In the intent-to-treat analysis, the least-squares means of total MFIS scores at the maximally tolerated dose were as follows: 40.7 with placebo, 41.2 with amantadine, 39.0 with modafinil, and 38.7 with methylphenidate (P = .20 for the overall medication effect; P > .05 for all pairwise comparisons).

"All medications and placebo reduced the MS fatigue score by 10-12 points from baseline, so there was quite a substantial placebo effect," Nourbakhsh noted.

There was no statistically significant difference in the physical and cognitive subscales of MFIS and quality of life measures between any of the study medications and placebo.

All three drugs were associated with an increase in adverse effects versus placebo.

Nourbakhsh says he is hopeful that this negative study may stimulate further research into new targets and medications for MS fatigue.

His group has recently conducted a pilot study of IV ketamine in MS fatigue with some encouraging results, but he stressed it needs to be tested in a larger study before it can be recommended for use in clinical practice.

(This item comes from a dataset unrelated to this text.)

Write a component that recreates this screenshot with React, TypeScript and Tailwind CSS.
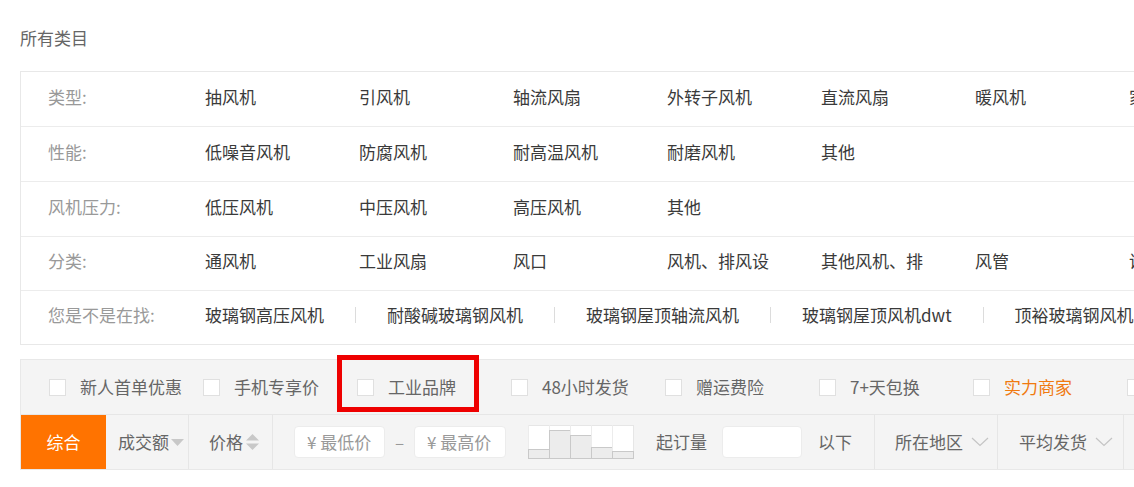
import React from "react";

const rows = [
  { label: "类型:", items: ["抽风机", "引风机", "轴流风扇", "外转子风机", "直流风扇", "暖风机", "家用风机"] },
  { label: "性能:", items: ["低噪音风机", "防腐风机", "耐高温风机", "耐磨风机", "其他"] },
  { label: "风机压力:", items: ["低压风机", "中压风机", "高压风机", "其他"] },
  { label: "分类:", items: ["通风机", "工业风扇", "风口", "风机、排风设", "其他风机、排", "风管", "诱导风机"] },
];

const related = ["玻璃钢高压风机", "耐酸碱玻璃钢风机", "玻璃钢屋顶轴流风机", "玻璃钢屋顶风机dwt", "顶裕玻璃钢风机", "玻璃钢风机"];

const filters = [
  { text: "新人首单优惠" },
  { text: "手机专享价" },
  { text: "工业品牌" },
  { text: "48小时发货" },
  { text: "赠运费险" },
  { text: "7+天包换" },
  { text: "实力商家", orange: true },
  { text: "先采后付" },
];

function Chevron() {
  return (
    <svg width="18" height="10" viewBox="0 0 18 10" className="ml-2 shrink-0">
      <polyline points="1,1 9,8.5 17,1" fill="none" stroke="#c4c4c4" strokeWidth="1.2" />
    </svg>
  );
}

function Histogram() {
  const bars = [9, 28, 23, 11, 7];
  return (
    <svg width="106" height="34" viewBox="0 0 106 34" className="block">
      <rect x="0.5" y="0.5" width="105" height="33" fill="#fff" stroke="#e6e6e6" />
      {bars.map((h, i) => (
        <g key={i}>
          <line x1={i * 21 + 0.5} y1="0" x2={i * 21 + 0.5} y2="34" stroke="#ececec" />
          <rect x={i * 21 + 0.5} y={33.5 - h} width="21" height={h} fill="#ececec" stroke="#c9c9c9" />
        </g>
      ))}
    </svg>
  );
}

export default function App() {
  return (
    <div className="relative w-[1134px] h-[487px] overflow-hidden bg-white font-['Noto_Sans_CJK_SC','Noto_Sans',sans-serif] text-[17px]">
      <div className="w-[1300px] pl-5">
        {/* title */}
        <div className="h-[71px] pt-[26px] leading-[24px] text-[#666]">所有类目</div>

        {/* category table */}
        <div className="border border-[#e8e8e8]">
          {rows.map((row, i) => (
            <div key={i} className={`flex items-center pl-[27px] pb-[5px] ${i < 2 ? "h-[55px]" : "h-[54.5px]"} border-b border-[#ececec]`}>
              <div className="w-[157px] shrink-0 text-[#999]">{row.label}</div>
              {row.items.map((it) => (
                <div key={it} className="w-[154px] shrink-0 text-[#3a3a3a] whitespace-nowrap">{it}</div>
              ))}
            </div>
          ))}
          <div className="flex items-center pl-[27px] pb-[5px] h-[53px]">
            <div className="w-[157px] shrink-0 text-[#999]">您是不是在找:</div>
            {related.map((it, i) => (
              <div key={it} className="flex items-center shrink-0 text-[#3a3a3a] whitespace-nowrap">
                {i > 0 && <span className="w-px h-[16px] bg-[#dcdcdc] mx-[31px]" />}
                <span>{it}</span>
              </div>
            ))}
          </div>
        </div>

        {/* filters + sort */}
        <div className="mt-[14px] bg-[#f4f4f4] border border-[#e8e8e8]">
          <div className="flex items-center h-[55px] pl-[28px] border-b border-[#e6e6e6]">
            {filters.map((f) => (
              <div key={f.text} className="w-[154px] shrink-0 flex items-center">
                <span className="w-[17px] h-[17px] bg-white border border-[#e0e0e0]" />
                <span className={`ml-[14px] whitespace-nowrap ${f.orange ? "text-[#f07a10]" : "text-[#666]"}`}>{f.text}</span>
              </div>
            ))}
          </div>
          <div className="flex items-center h-[54px] text-[#666]">
            <div className="w-[85px] shrink-0 h-full bg-[#ff7300] text-white flex items-center justify-center">综合</div>
            <div className="w-[83px] shrink-0 h-full flex items-center pl-[12px] border-r border-[#e6e6e6]">
              <span>成交额</span>
              <svg width="13" height="8" viewBox="0 0 13 8" className="ml-[2px] mt-[2px]">
                <polygon points="0,0 13,0 6.5,7" fill="#c8c8c8" />
              </svg>
            </div>
            <div className="w-[84px] shrink-0 h-full flex items-center pl-[20px] border-r border-[#e6e6e6]">
              <span>价格</span>
              <svg width="13" height="18" viewBox="0 0 13 18" className="ml-[3px]">
                <polygon points="6.5,1 13,7.5 0,7.5" fill="#c8c8c8" />
                <polygon points="0,10.5 13,10.5 6.5,17" fill="#c8c8c8" />
              </svg>
            </div>
            <div className="ml-[21px] shrink-0 w-[91px] h-[32px] bg-white rounded-sm border border-[#ececec] flex items-center pl-[12px] text-[#999]">¥ 最低价</div>
            <div className="w-[29px] shrink-0 text-center text-[#999]">–</div>
            <div className="w-[92px] shrink-0 h-[32px] bg-white rounded-sm border border-[#ececec] flex items-center pl-[12px] text-[#999]">¥ 最高价</div>
            <div className="ml-[22px] shrink-0">
              <Histogram />
            </div>
            <div className="ml-[22px] shrink-0 whitespace-nowrap">起订量</div>
            <div className="ml-[15px] shrink-0 w-[80px] h-[32px] bg-white rounded-sm border border-[#ececec]" />
            <div className="ml-[16px] shrink-0 w-[56px]">以下</div>
            <div className="w-[124px] shrink-0 h-full flex items-center pl-[20px] border-l border-r border-[#e6e6e6]">
              <span className="whitespace-nowrap">所在地区</span>
              <Chevron />
            </div>
            <div className="w-[126px] shrink-0 h-full flex items-center pl-[21px] border-r border-[#e6e6e6]">
              <span className="whitespace-nowrap">平均发货</span>
              <Chevron />
            </div>
          </div>
        </div>
      </div>

      {/* annotation */}
      <div className="absolute left-[337px] top-[355px] w-[142px] h-[57px] border-[5px] border-[#ee0000]" />
    </div>
  );
}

"While an IV medication is not ideal, the effect did seem to be quite long-lived with a difference still evident at 28 days, so it could perhaps be dosed once a month, which could be feasible," he said.

Commenting on the TRIUMPHANT study for Medscape Medical News, Jeff Cohen, MD, Cleveland Clinic, Ohio, said: "Fatigue is a common, often disabling, symptom of MS. It is poorly understood and probably encompasses several mechanisms. There currently is no generally effective treatment for MS-related fatigue."

"These results are not surprising and confirm previous studies," Cohen said. "Despite no benefit from these medicines for patients as a group, they are occasionally helpful for individual patients, so they are frequently tried empirically."

"It also is important to address any factors besides MS that may be causing or contributing to fatigue, for example, sleep disruption, medication side effects, depression, other medical conditions such as anemia or hypothyroidism," he added.

Nourbakhsh has reported receiving personal compensation for consulting, serving on a scientific advisory board, speaking, or other activities for Jazz Pharmaceuticals.

American Academy of Neurology (AAN) 2020 Annual Meeting.